• _Information shown_:

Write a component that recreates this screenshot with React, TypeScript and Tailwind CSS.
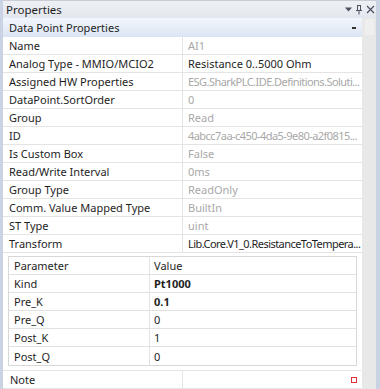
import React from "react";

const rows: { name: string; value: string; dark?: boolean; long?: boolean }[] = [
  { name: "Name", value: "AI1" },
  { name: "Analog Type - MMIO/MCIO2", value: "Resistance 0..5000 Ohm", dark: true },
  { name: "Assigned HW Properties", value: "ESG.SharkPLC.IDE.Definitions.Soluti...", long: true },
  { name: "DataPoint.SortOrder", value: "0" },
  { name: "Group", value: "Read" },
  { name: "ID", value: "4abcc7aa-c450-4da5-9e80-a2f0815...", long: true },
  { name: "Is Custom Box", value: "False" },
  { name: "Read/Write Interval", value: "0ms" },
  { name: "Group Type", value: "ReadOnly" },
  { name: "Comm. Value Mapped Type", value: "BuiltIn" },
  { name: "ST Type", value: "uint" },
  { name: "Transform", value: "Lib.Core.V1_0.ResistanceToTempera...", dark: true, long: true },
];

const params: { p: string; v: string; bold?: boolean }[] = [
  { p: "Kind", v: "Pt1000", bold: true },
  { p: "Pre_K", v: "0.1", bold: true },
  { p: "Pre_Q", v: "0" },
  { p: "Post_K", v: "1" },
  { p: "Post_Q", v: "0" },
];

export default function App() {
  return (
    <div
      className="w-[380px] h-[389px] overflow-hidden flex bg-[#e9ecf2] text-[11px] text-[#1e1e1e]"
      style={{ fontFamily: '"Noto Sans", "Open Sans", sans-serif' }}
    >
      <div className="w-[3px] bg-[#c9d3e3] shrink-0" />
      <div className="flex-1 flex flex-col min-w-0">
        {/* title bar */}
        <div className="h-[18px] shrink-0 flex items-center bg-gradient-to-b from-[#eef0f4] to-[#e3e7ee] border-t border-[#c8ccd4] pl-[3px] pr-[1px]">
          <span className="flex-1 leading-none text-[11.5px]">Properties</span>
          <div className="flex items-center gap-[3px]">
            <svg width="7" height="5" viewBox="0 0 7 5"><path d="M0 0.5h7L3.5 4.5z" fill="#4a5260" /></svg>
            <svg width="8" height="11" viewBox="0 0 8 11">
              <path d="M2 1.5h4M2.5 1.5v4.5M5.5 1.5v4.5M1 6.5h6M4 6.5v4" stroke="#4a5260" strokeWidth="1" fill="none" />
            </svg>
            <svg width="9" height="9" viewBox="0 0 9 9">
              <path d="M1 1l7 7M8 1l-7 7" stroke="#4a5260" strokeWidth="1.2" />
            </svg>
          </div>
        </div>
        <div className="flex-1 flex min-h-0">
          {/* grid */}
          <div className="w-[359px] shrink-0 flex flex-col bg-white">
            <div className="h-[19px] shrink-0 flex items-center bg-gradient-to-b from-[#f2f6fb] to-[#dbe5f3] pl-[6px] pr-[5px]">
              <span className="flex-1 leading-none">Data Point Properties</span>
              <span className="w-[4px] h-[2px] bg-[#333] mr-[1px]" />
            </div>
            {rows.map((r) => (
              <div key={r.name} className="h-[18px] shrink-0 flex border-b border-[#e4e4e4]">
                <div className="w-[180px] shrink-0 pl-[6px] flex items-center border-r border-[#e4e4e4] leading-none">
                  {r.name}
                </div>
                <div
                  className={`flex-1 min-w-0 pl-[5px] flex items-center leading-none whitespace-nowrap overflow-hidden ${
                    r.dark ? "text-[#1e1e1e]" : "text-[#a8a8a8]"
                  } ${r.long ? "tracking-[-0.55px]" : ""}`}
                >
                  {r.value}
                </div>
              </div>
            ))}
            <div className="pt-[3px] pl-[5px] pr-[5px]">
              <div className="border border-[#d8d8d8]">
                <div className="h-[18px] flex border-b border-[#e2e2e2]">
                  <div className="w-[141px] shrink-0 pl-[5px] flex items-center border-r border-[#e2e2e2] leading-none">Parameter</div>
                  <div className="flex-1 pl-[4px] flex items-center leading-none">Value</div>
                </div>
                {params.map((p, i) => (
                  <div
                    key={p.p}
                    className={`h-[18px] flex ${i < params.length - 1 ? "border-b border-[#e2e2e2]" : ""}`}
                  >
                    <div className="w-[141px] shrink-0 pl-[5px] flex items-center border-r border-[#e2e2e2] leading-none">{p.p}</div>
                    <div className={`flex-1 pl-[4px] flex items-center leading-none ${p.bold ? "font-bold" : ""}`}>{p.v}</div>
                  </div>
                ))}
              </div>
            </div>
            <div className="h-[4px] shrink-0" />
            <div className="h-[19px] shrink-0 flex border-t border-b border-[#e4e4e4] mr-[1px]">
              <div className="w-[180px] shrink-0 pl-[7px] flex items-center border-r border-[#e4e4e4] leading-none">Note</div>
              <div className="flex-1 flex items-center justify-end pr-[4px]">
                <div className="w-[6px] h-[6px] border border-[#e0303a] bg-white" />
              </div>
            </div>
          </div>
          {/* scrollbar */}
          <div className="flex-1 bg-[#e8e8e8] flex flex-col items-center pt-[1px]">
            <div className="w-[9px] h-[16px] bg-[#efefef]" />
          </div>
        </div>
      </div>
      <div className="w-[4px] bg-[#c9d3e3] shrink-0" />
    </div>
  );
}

• _Exercise goal_: Repeat the lines exactly as they stand, from the opening line of the data through the line with "import React from". Pictures stay out of the copy.

• _The response_:
Write a component that recreates this screenshot with React, TypeScript and Tailwind CSS.
import React from "react";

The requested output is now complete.